Most people would agree that peeled Russet or Yukon potatoes make the best mashed potatoes just like this Roasted Garlic Mashed Potatoes recipe as they are buttery and tasty. But they also tend to have the thickest skins which makes a chewy mashed potatoes when left unpeeled.
However, that additional earthy flavor and texture derived from skin-on mashed potatoes is nothing to be shrugged off. PLUS, potato skins also contain vitamins like C and B6, minerals ,fiber and iron which is a great immune booster during a cold Thanksgiving night.
If you want to take the skin-on route this time, the best choice for that would be red potatoes as they have slightly higher starch content that compensates their slightly tougher skin. And it’s visually appealing, too, with that specks of red in a creamy white mashed potato.
How long to boil red potatoes for mashed potatoes?
Waxy red potatoes retain their shape, so it’s advisable that you bring them to a boil until they appear to be tender or fork tender and start to fall apart. Don’t forget to drain it very well to avoid super mushy and watery mashed potatoes. If you like, you can gently reheat the potatoes on the stovetop to remove moisture from the potatoes.
Can you make mashed red potatoes ahead of time?
As much as I love to prepare ahead the dishes like you do, especially on a very busy Thanksgiving Day, I’d strongly advise you to leave this one behind and make it on the day of serving. I know, refrigerating them overnight sounds like a great idea, but I’ve tried it once and it pretty much tasted like cardboard. Not enjoyable to eat, if you’d ask me.
Buuut, if you don’t want to get caught up with all the cooking on Thanksgiving, you can prepare the boiled potatoes and hold them in a heat-proof bowl covered with a plastic wrap and over on a simmering pot of water for up to 2 hours. Or if you have a slow cooker with a warm setting, that would work, too. You can place them in there before you mash ’em up!
Pair this lovely, tasty and fluffy garlic mashed red potatoes with some of these Thanksgiving meat dinner recipes to feed a crowd. For a veggie option, you can choose between this balsamic baked brussel sprouts or green beans here.
Tips and Notes:
- Be gentle with your potatoes. Mashing them vigorously for too long will release its starch which leads to unfluffy and uncreamy result.

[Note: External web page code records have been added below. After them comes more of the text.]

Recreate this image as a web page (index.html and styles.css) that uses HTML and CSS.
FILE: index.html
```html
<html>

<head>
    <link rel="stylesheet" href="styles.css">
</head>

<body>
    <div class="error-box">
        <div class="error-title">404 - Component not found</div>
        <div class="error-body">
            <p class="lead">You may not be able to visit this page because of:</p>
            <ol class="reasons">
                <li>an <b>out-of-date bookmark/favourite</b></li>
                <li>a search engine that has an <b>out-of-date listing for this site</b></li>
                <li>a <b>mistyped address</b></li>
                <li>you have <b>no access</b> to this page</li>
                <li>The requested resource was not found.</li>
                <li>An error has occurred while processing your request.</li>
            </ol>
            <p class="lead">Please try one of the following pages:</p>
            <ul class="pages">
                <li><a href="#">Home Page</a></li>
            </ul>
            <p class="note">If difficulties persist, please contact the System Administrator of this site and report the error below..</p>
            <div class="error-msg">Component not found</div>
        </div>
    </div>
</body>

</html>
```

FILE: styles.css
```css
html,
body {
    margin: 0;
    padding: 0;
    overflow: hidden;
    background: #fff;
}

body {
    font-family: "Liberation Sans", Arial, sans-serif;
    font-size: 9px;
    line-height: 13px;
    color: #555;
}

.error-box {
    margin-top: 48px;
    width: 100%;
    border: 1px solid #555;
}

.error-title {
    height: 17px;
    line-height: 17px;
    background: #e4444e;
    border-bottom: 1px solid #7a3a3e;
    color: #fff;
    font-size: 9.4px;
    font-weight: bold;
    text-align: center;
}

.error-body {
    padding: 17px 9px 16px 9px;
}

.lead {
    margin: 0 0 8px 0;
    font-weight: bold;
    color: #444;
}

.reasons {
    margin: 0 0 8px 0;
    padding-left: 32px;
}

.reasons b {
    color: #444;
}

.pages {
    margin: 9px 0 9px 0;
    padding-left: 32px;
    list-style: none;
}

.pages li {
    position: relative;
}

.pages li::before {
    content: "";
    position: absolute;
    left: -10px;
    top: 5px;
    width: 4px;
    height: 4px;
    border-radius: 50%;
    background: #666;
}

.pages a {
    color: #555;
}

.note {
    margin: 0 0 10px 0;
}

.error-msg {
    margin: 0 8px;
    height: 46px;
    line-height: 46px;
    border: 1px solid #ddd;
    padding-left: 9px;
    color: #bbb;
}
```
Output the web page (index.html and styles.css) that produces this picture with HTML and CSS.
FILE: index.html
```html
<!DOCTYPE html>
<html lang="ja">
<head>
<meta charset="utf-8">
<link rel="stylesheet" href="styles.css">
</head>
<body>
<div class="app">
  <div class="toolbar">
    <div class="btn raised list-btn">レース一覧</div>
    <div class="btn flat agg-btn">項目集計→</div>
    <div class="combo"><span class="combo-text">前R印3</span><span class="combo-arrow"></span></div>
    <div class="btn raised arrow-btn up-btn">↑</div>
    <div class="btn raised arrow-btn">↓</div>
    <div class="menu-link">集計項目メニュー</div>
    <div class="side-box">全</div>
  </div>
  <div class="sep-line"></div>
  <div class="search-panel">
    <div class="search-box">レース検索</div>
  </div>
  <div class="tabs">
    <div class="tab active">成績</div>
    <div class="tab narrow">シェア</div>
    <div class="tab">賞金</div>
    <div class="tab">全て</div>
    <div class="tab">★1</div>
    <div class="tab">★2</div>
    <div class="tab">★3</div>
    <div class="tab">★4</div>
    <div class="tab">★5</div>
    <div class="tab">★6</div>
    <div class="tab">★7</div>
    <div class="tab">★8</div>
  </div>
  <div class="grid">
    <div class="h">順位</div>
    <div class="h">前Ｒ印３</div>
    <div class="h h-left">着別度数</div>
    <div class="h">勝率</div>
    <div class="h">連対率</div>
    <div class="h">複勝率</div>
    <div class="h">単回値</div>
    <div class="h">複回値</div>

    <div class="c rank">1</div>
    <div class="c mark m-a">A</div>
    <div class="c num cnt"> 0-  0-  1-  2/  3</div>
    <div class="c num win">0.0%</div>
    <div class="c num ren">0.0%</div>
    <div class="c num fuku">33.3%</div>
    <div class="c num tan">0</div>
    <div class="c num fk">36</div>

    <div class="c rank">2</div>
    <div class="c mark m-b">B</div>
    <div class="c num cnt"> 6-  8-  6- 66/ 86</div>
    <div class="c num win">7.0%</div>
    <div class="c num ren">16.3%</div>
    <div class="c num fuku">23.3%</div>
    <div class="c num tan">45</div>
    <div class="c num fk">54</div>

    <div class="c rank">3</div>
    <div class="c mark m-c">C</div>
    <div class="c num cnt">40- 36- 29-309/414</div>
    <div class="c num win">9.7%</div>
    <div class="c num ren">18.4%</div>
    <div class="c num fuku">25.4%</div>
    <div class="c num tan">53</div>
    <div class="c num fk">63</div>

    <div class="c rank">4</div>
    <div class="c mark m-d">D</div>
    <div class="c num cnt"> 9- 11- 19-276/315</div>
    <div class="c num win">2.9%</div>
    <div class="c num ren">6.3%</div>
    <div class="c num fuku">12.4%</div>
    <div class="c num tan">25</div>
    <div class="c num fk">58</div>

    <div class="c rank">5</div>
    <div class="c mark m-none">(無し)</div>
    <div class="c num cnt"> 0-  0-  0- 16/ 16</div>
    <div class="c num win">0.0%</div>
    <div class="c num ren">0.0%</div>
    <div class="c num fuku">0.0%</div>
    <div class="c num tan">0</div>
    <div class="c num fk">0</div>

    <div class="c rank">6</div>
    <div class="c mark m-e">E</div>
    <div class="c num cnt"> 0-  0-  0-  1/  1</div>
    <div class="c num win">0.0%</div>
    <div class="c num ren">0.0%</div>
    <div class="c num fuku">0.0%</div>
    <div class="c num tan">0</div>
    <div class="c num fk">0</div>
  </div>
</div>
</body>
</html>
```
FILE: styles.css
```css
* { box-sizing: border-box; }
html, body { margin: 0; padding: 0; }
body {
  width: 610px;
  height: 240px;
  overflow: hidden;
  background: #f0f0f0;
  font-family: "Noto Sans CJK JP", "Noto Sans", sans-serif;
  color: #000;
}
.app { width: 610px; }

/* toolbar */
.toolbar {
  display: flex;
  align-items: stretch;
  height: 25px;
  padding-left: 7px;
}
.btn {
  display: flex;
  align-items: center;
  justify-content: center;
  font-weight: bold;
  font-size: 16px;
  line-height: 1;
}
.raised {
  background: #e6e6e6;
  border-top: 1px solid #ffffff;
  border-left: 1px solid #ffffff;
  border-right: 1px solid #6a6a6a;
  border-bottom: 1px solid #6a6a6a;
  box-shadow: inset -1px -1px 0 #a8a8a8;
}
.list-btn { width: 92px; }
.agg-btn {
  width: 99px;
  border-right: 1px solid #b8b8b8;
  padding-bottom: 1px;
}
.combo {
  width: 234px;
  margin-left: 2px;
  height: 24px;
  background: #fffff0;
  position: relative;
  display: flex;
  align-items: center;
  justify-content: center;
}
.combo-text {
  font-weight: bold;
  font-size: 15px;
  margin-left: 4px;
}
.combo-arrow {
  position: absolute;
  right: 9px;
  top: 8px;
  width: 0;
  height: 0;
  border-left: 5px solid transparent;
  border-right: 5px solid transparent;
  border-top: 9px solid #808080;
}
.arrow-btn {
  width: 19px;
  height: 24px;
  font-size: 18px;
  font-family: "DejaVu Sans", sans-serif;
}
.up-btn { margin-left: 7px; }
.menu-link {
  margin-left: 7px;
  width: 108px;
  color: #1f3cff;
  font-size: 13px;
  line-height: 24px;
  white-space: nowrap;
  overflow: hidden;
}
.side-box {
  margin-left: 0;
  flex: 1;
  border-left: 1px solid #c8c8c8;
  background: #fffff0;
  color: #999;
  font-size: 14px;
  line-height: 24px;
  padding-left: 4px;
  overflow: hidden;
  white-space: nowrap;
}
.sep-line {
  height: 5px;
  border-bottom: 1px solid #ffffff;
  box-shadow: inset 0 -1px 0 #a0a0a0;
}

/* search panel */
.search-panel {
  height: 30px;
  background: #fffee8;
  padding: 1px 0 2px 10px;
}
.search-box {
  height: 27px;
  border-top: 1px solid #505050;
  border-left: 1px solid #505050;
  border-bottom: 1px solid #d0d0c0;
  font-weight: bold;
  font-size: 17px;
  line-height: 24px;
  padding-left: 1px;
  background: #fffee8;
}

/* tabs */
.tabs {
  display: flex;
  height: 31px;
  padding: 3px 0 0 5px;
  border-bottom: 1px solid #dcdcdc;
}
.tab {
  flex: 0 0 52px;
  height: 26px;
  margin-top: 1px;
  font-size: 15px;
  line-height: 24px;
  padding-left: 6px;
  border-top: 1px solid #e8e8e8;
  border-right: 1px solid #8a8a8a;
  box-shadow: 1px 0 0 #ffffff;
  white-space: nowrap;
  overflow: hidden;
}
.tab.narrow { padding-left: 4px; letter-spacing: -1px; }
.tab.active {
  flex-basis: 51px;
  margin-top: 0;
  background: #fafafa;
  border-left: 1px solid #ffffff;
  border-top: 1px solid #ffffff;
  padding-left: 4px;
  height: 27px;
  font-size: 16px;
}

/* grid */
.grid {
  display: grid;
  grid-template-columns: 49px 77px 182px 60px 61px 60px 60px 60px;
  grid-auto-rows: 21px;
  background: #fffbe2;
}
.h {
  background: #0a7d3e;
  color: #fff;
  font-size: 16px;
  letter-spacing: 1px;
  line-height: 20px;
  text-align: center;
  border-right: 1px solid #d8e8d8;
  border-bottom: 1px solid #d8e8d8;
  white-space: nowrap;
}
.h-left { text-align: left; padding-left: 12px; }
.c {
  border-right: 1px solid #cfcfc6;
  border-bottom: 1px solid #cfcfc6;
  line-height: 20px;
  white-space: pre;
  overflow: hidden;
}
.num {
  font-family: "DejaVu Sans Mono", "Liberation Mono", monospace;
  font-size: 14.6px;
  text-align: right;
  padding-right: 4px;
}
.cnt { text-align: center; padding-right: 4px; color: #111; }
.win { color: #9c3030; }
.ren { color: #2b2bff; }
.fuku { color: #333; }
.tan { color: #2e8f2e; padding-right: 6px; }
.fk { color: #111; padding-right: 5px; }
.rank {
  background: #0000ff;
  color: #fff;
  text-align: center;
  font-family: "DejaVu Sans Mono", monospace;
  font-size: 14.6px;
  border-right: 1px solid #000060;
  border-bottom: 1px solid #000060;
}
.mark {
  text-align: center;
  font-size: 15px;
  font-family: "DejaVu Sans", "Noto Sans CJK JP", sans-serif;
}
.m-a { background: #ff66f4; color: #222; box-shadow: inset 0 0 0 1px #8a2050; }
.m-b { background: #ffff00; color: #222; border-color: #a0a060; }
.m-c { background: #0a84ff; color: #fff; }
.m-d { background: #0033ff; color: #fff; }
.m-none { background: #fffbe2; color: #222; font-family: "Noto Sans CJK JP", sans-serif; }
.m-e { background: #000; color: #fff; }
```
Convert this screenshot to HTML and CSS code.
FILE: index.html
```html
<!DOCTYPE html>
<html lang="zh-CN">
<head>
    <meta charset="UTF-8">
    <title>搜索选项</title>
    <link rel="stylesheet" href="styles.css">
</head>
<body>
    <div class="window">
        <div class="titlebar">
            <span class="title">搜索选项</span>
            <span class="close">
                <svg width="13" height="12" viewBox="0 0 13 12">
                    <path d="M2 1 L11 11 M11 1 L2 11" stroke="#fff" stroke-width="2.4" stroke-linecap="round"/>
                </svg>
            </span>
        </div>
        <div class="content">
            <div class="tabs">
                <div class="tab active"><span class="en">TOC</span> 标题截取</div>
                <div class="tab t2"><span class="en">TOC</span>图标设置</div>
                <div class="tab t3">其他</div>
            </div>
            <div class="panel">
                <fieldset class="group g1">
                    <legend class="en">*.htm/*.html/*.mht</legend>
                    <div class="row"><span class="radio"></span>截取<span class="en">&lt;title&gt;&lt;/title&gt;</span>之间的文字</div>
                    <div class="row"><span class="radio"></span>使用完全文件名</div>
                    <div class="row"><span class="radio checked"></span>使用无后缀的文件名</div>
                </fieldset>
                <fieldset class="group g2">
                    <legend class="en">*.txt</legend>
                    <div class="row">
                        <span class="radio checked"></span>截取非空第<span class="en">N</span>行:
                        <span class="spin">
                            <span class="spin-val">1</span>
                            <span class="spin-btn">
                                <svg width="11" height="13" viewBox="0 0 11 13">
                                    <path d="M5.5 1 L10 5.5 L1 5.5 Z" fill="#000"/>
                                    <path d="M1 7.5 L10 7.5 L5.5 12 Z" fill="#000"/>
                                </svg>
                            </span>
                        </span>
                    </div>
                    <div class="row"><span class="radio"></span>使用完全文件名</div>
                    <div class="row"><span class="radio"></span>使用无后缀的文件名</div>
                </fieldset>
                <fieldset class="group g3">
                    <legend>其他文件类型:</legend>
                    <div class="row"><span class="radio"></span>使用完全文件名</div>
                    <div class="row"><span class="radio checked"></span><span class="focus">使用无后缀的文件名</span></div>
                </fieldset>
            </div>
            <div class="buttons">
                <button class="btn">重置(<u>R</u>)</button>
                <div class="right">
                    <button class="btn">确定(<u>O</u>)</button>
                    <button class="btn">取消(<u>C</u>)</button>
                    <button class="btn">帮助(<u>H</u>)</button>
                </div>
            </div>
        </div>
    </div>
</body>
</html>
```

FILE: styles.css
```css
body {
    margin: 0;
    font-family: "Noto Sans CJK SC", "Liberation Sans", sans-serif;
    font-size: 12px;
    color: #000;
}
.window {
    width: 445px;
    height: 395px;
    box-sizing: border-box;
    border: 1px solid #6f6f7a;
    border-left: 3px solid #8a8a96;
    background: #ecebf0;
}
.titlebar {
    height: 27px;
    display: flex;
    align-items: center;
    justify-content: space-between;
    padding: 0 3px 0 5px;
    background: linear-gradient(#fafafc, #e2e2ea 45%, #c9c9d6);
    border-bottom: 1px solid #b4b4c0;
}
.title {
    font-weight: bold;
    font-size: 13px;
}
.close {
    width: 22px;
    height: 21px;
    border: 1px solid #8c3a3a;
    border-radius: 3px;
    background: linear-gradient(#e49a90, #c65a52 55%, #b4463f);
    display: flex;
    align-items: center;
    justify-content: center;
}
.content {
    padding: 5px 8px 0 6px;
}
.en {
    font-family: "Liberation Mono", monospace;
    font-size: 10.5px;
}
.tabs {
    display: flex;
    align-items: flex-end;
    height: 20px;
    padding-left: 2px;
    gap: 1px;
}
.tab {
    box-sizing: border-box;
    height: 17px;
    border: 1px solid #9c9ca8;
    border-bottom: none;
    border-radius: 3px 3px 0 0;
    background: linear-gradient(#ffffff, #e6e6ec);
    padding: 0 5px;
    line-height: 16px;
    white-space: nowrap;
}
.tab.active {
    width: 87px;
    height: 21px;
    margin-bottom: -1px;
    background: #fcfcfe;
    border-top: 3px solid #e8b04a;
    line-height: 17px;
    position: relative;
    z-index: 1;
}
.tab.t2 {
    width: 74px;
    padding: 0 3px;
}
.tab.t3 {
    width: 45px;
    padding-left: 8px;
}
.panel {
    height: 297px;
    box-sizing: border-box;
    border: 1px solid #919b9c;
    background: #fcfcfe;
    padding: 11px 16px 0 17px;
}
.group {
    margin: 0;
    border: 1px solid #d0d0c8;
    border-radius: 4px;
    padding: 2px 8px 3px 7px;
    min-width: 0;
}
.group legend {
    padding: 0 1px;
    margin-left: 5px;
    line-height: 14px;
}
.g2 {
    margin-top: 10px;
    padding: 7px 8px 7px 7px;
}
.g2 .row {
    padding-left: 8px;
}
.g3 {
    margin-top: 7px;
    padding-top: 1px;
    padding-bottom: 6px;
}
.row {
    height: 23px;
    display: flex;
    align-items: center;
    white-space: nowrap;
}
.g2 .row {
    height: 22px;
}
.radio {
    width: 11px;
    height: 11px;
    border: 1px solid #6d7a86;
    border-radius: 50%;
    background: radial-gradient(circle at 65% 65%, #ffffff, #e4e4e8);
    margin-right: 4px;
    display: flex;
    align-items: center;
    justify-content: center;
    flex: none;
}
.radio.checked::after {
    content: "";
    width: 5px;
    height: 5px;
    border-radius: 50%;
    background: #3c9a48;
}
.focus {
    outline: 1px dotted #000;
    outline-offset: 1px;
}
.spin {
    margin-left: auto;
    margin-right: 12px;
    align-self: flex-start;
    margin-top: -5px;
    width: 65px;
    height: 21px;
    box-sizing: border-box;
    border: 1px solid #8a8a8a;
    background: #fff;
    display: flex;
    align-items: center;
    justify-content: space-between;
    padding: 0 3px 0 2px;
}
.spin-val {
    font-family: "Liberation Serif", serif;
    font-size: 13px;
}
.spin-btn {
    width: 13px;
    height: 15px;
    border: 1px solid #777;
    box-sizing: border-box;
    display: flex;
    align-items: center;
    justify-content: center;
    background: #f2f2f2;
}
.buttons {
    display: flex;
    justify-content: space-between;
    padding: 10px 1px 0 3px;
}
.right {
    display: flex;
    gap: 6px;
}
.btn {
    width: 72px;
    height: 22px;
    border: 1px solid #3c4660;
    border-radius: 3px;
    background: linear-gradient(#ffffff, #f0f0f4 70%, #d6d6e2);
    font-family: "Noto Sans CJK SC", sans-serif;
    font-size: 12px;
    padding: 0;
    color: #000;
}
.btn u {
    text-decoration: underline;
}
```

- Make sure to drain them well after boiling to avoid watery and mushy mashed potatoes ( say with me mushy mashed… 😉 )
- Never skip roasting the garlic since it brings out the garlic flavor when added to the mashed potatoes.
- If you use salted butter, you have to cut back a pinch of salt during the mashing step.
- The key to fluffy mashed potatoes is using a potato ricer. It creates the right texture by breaking the potatoes into small, flaky tiny, pieces which makes it light and fluffy. You do not want gluey mash potatoes.
- If you do not have a potato ricer, then mash them up in a stand mixer with a wire whip. Take note: be gentle with your potatoes.
Garlic Mashed Red Potatoes
- 2 medium or 1 large garlic head
- 1-2 sprig of thyme
- 1-2 teaspoon salt
- 2 -2 1/2 pounds red potatoes
- 3- 4 ounce soft butter
- ⅓ cup sour cream (room temperature)
- salt and freshly ground black pepper or white pepper to taste
- ¾ – 1 cup or more warm milk
- chopped parsley for garnishing
- Preheat your oven to 400° F
- Cut the top ¼” to ½” off of a whole head of garlic, so that each individual clove should be visible. Make sure every garlic clove is exposed.
- Place the head of garlic on foil paper together with the thyme. Drizzle the top of the garlic with a bit of oil, about 1 teaspoon. Wrap it up and place it in the oven to roast for about 30 minutes or more. It should be soft, fragrant, and golden. Let the garlic cool, then squeeze individual cloves out of the skin.
- Scrub potatoes , clean and remove any spoiled spots, such as bruising and discoloration. Cut into big even sized chunks.
- Wash the potatoes and rinse until water runs clear. Place the potatoes in a large pot with about 1 -2 teaspoons of salt and enough water to cover the potatoes.
- Bring to a boil. Cook until potatoes are fork tender. Be sure to drain the potatoes after cooking. Then gently reheat the drained potatoes on the stovetop to remove moisture from the potatoes.
- Transfer potatoes into a large bowl. Then, add soft butter, sour cream, garlic, and black pepper. Start mixing while adding warm milk as you go until the mashed potatoes are soft and fluffy. You may add more milk if desired.
- Season to taste with salt and pepper.